Recorded information:

+ + +

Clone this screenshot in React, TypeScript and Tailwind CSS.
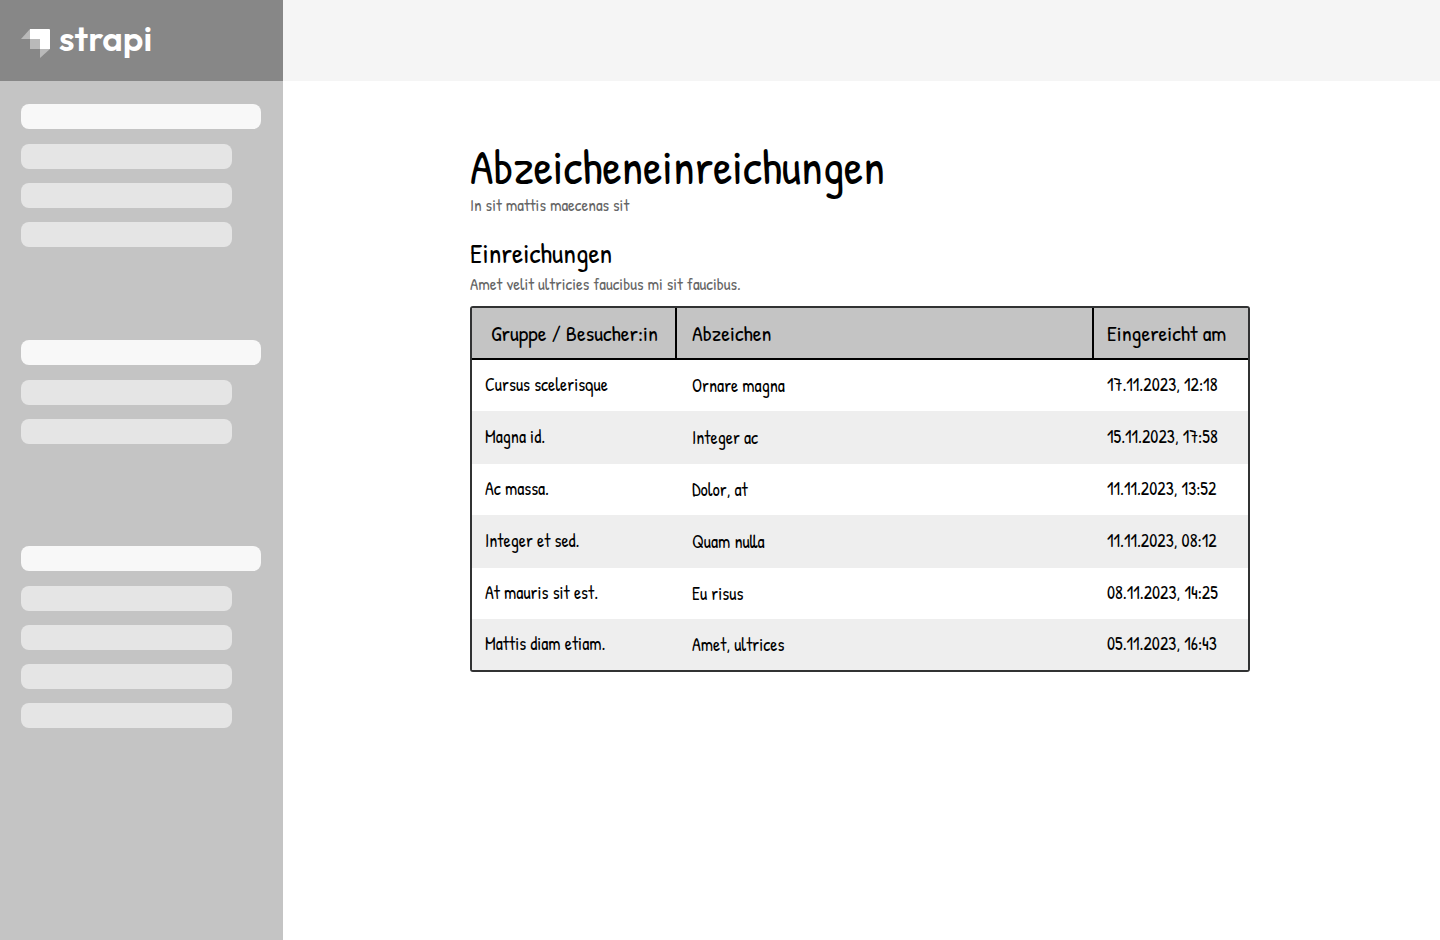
const menuGroups = [
  { id: 'content', items: 3 },
  { id: 'plugins', items: 2 },
  { id: 'general', items: 4 },
];

const submissions = [
  { group: 'Cursus scelerisque', badge: 'Ornare magna', date: '17.11.2023, 12:18' },
  { group: 'Magna id.', badge: 'Integer ac', date: '15.11.2023, 17:58' },
  { group: 'Ac massa.', badge: 'Dolor, at', date: '11.11.2023, 13:52' },
  { group: 'Integer et sed.', badge: 'Quam nulla', date: '11.11.2023, 08:12' },
  { group: 'At mauris sit est.', badge: 'Eu risus', date: '08.11.2023, 14:25' },
  { group: 'Mattis diam etiam.', badge: 'Amet, ultrices', date: '05.11.2023, 16:43' },
];

function Logo() {
  return (
    <div className="flex h-[81px] items-center gap-2 bg-[#878787] pl-[21px]">
      <svg width="30" height="30" viewBox="0 0 30 30" className="mt-[6px]" aria-hidden="true">
        <path d="M0 10 9 0v10z" fill="#b9b9b9" />
        <path d="M19 20h10l-10 9z" fill="#b9b9b9" />
        <path d="M9 10h10v10H9z" fill="#b9b9b9" />
        <path d="M9 0h19a1 1 0 0 1 1 1v19H19V10H9z" fill="#fff" />
      </svg>
      <span className="pb-[6px] font-['Outfit','Inter',sans-serif] text-[35px] leading-10 font-semibold text-white">
        strapi
      </span>
    </div>
  );
}

function Sidebar() {
  return (
    <aside className="w-[283px] shrink-0 bg-[#c4c4c4]">
      <Logo />
      <nav className="flex flex-col pt-[23px] pr-[22px] pl-[21px]">
        {menuGroups.map((group) => (
          <div key={group.id} className="mb-[93px] last:mb-0 nth-2:mb-[102px]">
            <div className="mb-[15px] h-[25px] rounded-lg bg-[#f8f8f8]" />
            <ul className="flex flex-col gap-[14px] pr-[29px]">
              {Array.from({ length: group.items }, (_, i) => (
                <li key={i} className="h-[25px] rounded-lg bg-[#e5e5e5]" />
              ))}
            </ul>
          </div>
        ))}
      </nav>
    </aside>
  );
}

function SubmissionsTable() {
  return (
    <table
      aria-labelledby="submissions"
      className="mt-[12px] w-full table-fixed border-separate border-spacing-0 rounded-[3px] border-2 border-[#313233] text-left"
    >
      <colgroup>
        <col className="w-[205px]" />
        <col />
        <col className="w-[154px]" />
      </colgroup>
      <thead>
        <tr className="h-[52px] bg-[#c4c4c4] text-[22px] leading-8 whitespace-nowrap">
          <th className="border-r-2 border-b-2 border-black pl-[2px] text-center font-normal">Gruppe / Besucher:in</th>
          <th className="border-r-2 border-b-2 border-black pl-[15px] font-normal">Abzeichen</th>
          <th className="border-b-2 border-black pl-[13px] font-normal">Eingereicht am</th>
        </tr>
      </thead>
      <tbody>
        {submissions.map((row) => (
          <tr
            key={row.date}
            className="h-[51px] text-lg whitespace-nowrap even:bg-[#eeeeee] even:not-last:h-[53px]"
          >
            <td className="pb-[2px] pl-[13px]">{row.group}</td>
            <td className="pl-[15px]">{row.badge}</td>
            <td className="pb-[2px] pl-[13px]">{row.date}</td>
          </tr>
        ))}
      </tbody>
    </table>
  );
}

export default function App() {
  return (
    <div className="flex min-h-screen bg-white font-['Patrick_Hand','Lato',sans-serif] text-black">
      <Sidebar />
      <div className="min-w-0 flex-1">
        <header className="h-[81px] bg-[#f5f5f5]" />
        <main className="pt-[57px] pr-[190px] pl-[187px]">
          <h1 className="text-5xl leading-[57px]">Abzeicheneinreichungen</h1>
          <p className="text-[17px] leading-5 text-[#666666]">In sit mattis maecenas sit</p>
          <h2 id="submissions" className="mt-[18px] text-[28px] leading-10">Einreichungen</h2>
          <p className="mt-px text-[17px] leading-5 text-[#666666]">Amet velit ultricies faucibus mi sit faucibus.</p>
          <SubmissionsTable />
        </main>
      </div>
    </div>
  );
}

+ + +

Copy every line of the data word for word, omitting the images.

Clone this screenshot in React, TypeScript and Tailwind CSS.
const menuGroups = [
  { id: 'content', items: 3 },
  { id: 'plugins', items: 2 },
  { id: 'general', items: 4 },
];

const submissions = [
  { group: 'Cursus scelerisque', badge: 'Ornare magna', date: '17.11.2023, 12:18' },
  { group: 'Magna id.', badge: 'Integer ac', date: '15.11.2023, 17:58' },
  { group: 'Ac massa.', badge: 'Dolor, at', date: '11.11.2023, 13:52' },
  { group: 'Integer et sed.', badge: 'Quam nulla', date: '11.11.2023, 08:12' },
  { group: 'At mauris sit est.', badge: 'Eu risus', date: '08.11.2023, 14:25' },
  { group: 'Mattis diam etiam.', badge: 'Amet, ultrices', date: '05.11.2023, 16:43' },
];

function Logo() {
  return (
    <div className="flex h-[81px] items-center gap-2 bg-[#878787] pl-[21px]">
      <svg width="30" height="30" viewBox="0 0 30 30" className="mt-[6px]" aria-hidden="true">
        <path d="M0 10 9 0v10z" fill="#b9b9b9" />
        <path d="M19 20h10l-10 9z" fill="#b9b9b9" />
        <path d="M9 10h10v10H9z" fill="#b9b9b9" />
        <path d="M9 0h19a1 1 0 0 1 1 1v19H19V10H9z" fill="#fff" />
      </svg>
      <span className="pb-[6px] font-['Outfit','Inter',sans-serif] text-[35px] leading-10 font-semibold text-white">
        strapi
      </span>
    </div>
  );
}

function Sidebar() {
  return (
    <aside className="w-[283px] shrink-0 bg-[#c4c4c4]">
      <Logo />
      <nav className="flex flex-col pt-[23px] pr-[22px] pl-[21px]">
        {menuGroups.map((group) => (
          <div key={group.id} className="mb-[93px] last:mb-0 nth-2:mb-[102px]">
            <div className="mb-[15px] h-[25px] rounded-lg bg-[#f8f8f8]" />
            <ul className="flex flex-col gap-[14px] pr-[29px]">
              {Array.from({ length: group.items }, (_, i) => (
                <li key={i} className="h-[25px] rounded-lg bg-[#e5e5e5]" />
              ))}
            </ul>
          </div>
        ))}
      </nav>
    </aside>
  );
}

function SubmissionsTable() {
  return (
    <table
      aria-labelledby="submissions"
      className="mt-[12px] w-full table-fixed border-separate border-spacing-0 rounded-[3px] border-2 border-[#313233] text-left"
    >
      <colgroup>
        <col className="w-[205px]" />
        <col />
        <col className="w-[154px]" />
      </colgroup>
      <thead>
        <tr className="h-[52px] bg-[#c4c4c4] text-[22px] leading-8 whitespace-nowrap">
          <th className="border-r-2 border-b-2 border-black pl-[2px] text-center font-normal">Gruppe / Besucher:in</th>
          <th className="border-r-2 border-b-2 border-black pl-[15px] font-normal">Abzeichen</th>
          <th className="border-b-2 border-black pl-[13px] font-normal">Eingereicht am</th>
        </tr>
      </thead>
      <tbody>
        {submissions.map((row) => (
          <tr
            key={row.date}
            className="h-[51px] text-lg whitespace-nowrap even:bg-[#eeeeee] even:not-last:h-[53px]"
          >
            <td className="pb-[2px] pl-[13px]">{row.group}</td>
            <td className="pl-[15px]">{row.badge}</td>
            <td className="pb-[2px] pl-[13px]">{row.date}</td>
          </tr>
        ))}
      </tbody>
    </table>
  );
}

export default function App() {
  return (
    <div className="flex min-h-screen bg-white font-['Patrick_Hand','Lato',sans-serif] text-black">
      <Sidebar />
      <div className="min-w-0 flex-1">
        <header className="h-[81px] bg-[#f5f5f5]" />
        <main className="pt-[57px] pr-[190px] pl-[187px]">
          <h1 className="text-5xl leading-[57px]">Abzeicheneinreichungen</h1>
          <p className="text-[17px] leading-5 text-[#666666]">In sit mattis maecenas sit</p>
          <h2 id="submissions" className="mt-[18px] text-[28px] leading-10">Einreichungen</h2>
          <p className="mt-px text-[17px] leading-5 text-[#666666]">Amet velit ultricies faucibus mi sit faucibus.</p>
          <SubmissionsTable />
        </main>
      </div>
    </div>
  );
}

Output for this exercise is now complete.